- [Objective]: Extract, from the listing that follows, each line containing the word "this".

- [Entries shown]:

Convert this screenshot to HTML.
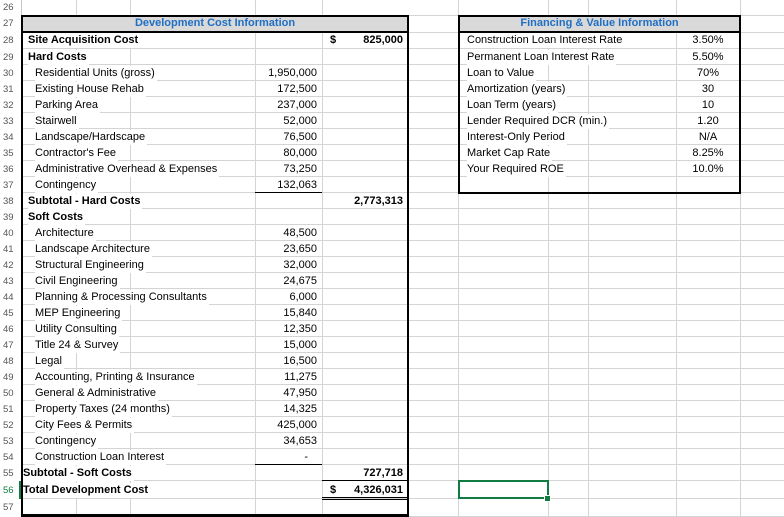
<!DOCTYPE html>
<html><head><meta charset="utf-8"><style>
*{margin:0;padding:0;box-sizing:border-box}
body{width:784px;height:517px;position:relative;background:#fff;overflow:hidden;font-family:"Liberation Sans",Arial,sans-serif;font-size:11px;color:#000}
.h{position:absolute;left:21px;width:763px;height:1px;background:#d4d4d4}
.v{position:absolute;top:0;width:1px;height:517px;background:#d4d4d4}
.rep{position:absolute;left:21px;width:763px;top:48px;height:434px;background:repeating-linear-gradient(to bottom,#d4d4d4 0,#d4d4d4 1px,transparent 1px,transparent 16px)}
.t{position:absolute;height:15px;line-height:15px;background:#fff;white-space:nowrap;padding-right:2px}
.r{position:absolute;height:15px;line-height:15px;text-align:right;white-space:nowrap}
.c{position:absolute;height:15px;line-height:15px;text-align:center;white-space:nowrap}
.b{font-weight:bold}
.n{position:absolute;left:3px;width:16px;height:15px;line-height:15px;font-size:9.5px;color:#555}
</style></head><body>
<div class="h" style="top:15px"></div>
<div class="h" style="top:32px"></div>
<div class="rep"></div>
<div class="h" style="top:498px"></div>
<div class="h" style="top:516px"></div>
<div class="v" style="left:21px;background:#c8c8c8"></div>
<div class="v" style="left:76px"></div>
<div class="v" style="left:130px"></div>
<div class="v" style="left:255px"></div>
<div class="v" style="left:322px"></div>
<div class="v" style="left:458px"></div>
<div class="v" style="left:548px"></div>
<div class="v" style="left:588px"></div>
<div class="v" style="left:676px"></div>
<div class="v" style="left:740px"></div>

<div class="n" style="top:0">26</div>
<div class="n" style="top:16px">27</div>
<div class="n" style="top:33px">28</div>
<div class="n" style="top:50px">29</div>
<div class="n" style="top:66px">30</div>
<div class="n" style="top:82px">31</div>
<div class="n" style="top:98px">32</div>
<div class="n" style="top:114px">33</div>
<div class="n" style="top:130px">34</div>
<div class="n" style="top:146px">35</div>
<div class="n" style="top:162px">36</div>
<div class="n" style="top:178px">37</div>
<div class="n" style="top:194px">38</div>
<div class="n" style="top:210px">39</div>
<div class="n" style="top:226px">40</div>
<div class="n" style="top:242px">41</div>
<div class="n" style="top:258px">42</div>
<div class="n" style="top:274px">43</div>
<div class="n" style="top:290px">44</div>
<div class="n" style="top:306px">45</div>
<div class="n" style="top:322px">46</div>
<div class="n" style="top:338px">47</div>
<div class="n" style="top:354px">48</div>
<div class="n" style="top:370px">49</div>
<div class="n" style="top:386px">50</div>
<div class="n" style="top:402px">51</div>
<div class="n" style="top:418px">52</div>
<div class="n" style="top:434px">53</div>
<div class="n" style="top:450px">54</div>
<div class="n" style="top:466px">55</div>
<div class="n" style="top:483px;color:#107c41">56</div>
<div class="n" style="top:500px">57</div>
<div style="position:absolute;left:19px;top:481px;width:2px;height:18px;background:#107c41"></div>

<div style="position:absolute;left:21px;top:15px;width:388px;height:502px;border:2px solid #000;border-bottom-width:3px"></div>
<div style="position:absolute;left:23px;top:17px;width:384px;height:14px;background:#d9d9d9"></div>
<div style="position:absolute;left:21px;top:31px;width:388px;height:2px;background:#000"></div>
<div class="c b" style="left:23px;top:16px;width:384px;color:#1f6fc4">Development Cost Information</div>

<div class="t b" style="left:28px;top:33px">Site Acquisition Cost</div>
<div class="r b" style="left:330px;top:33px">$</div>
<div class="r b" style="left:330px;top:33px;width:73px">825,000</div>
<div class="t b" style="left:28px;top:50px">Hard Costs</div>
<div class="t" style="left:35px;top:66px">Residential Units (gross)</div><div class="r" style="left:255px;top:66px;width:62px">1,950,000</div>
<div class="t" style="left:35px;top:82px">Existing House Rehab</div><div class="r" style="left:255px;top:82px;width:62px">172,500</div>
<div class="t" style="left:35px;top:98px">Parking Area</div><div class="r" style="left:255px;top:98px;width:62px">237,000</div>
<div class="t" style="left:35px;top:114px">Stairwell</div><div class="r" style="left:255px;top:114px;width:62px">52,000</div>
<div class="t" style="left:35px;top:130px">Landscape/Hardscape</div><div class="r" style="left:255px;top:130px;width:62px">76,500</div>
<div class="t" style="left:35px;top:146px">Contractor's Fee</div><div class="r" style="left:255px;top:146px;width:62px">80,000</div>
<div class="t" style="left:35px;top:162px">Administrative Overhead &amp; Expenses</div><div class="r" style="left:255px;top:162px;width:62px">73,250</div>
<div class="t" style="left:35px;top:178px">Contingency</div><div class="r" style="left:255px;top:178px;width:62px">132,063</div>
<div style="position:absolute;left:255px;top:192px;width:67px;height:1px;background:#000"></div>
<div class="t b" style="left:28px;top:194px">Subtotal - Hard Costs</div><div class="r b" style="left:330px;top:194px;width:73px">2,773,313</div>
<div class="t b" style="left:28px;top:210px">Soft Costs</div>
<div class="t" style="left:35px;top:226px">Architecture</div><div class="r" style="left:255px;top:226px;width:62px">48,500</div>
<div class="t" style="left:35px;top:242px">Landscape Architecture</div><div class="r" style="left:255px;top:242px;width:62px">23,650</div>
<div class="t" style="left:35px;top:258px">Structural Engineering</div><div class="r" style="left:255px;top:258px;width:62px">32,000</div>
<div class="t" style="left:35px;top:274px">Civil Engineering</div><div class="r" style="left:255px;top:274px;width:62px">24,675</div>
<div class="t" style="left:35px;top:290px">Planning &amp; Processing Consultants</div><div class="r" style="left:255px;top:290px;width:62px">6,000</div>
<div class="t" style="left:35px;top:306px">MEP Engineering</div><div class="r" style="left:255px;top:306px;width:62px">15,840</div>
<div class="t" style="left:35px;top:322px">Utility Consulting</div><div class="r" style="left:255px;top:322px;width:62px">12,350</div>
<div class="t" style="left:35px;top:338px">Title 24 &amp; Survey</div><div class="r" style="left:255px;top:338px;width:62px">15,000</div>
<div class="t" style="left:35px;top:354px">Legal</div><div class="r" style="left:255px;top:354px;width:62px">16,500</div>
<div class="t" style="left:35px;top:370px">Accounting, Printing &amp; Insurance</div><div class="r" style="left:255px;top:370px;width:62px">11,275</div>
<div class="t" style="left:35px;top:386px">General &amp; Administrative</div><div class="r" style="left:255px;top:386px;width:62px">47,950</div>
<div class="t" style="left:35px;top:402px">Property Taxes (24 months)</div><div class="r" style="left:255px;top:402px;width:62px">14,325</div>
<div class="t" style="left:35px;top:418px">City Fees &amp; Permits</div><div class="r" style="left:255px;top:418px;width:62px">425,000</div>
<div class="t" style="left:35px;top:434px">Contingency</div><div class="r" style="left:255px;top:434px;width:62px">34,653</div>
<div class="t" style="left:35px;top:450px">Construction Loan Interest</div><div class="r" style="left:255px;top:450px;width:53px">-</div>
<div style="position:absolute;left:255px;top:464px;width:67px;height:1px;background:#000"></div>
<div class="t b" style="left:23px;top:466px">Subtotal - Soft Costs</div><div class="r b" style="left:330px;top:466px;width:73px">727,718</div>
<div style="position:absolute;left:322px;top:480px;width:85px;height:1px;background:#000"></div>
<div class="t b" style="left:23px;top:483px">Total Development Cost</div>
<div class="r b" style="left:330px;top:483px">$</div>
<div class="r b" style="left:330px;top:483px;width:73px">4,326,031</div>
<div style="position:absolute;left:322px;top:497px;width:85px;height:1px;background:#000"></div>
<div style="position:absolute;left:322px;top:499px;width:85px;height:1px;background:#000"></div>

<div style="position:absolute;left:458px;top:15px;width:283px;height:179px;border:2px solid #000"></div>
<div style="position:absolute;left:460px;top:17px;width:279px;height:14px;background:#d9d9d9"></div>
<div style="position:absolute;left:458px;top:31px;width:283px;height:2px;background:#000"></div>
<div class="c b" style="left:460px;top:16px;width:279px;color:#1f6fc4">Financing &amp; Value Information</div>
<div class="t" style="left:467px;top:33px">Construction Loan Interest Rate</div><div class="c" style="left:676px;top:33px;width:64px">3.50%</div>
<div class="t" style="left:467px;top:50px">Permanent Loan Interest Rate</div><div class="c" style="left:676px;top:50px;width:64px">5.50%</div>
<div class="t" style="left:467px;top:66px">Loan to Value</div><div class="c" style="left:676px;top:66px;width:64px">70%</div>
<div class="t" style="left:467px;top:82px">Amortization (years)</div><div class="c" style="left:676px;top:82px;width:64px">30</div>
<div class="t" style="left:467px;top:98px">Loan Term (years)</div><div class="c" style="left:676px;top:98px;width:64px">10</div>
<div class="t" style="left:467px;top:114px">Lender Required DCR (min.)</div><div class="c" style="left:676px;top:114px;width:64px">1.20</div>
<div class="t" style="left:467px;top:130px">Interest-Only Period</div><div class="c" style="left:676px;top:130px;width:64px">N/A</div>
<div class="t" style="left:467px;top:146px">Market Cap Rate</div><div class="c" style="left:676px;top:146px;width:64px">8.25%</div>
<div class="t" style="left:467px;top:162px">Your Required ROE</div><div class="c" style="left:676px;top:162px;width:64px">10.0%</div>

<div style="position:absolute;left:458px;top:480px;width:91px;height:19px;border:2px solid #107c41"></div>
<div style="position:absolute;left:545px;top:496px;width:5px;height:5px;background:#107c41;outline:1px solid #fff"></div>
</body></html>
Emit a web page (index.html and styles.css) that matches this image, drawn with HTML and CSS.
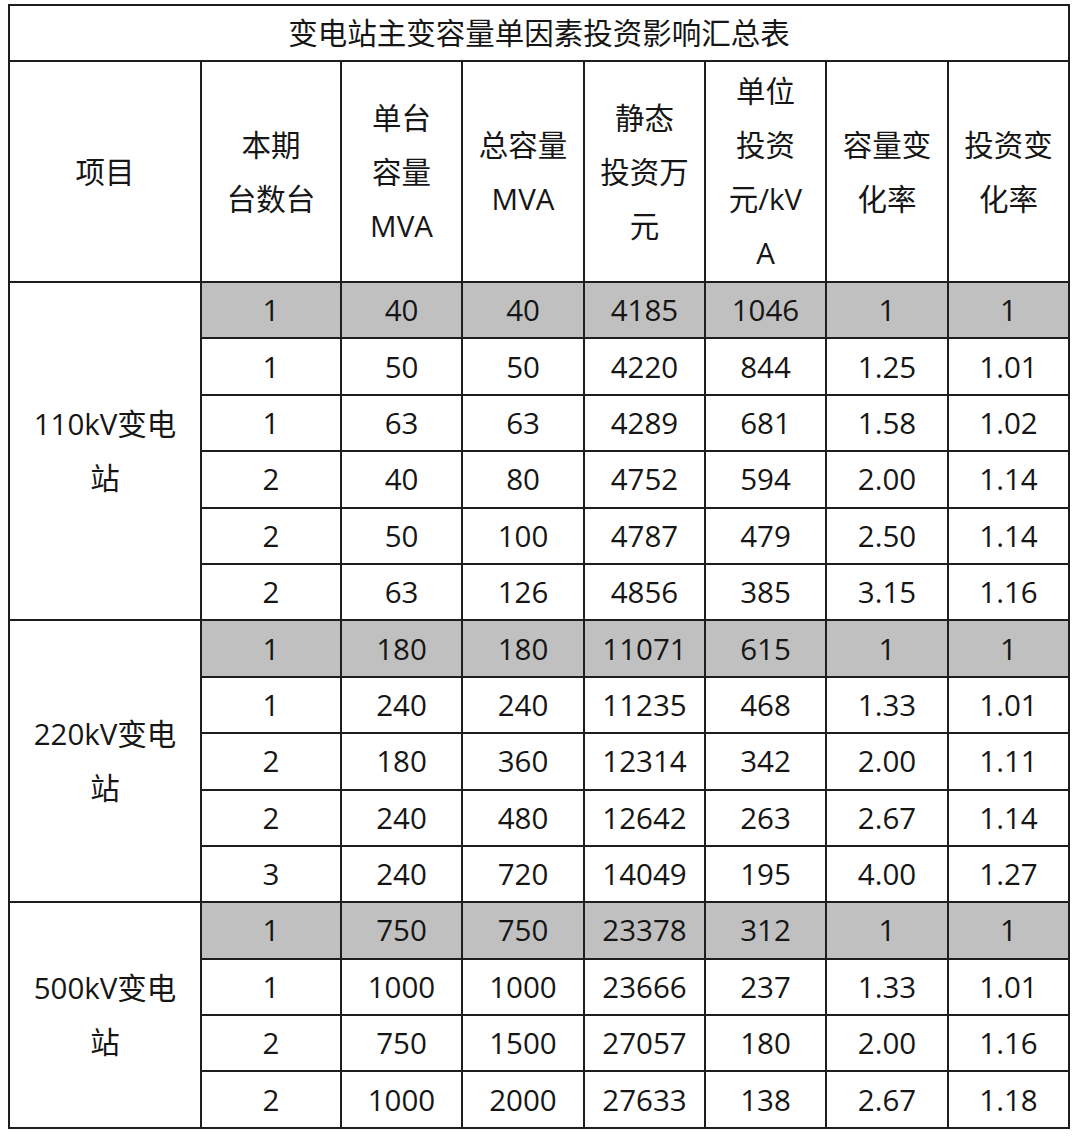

- [Finished answer]:
Convert this screenshot to HTML.
Emit a web page (index.html and styles.css) that matches this image, drawn with HTML and CSS.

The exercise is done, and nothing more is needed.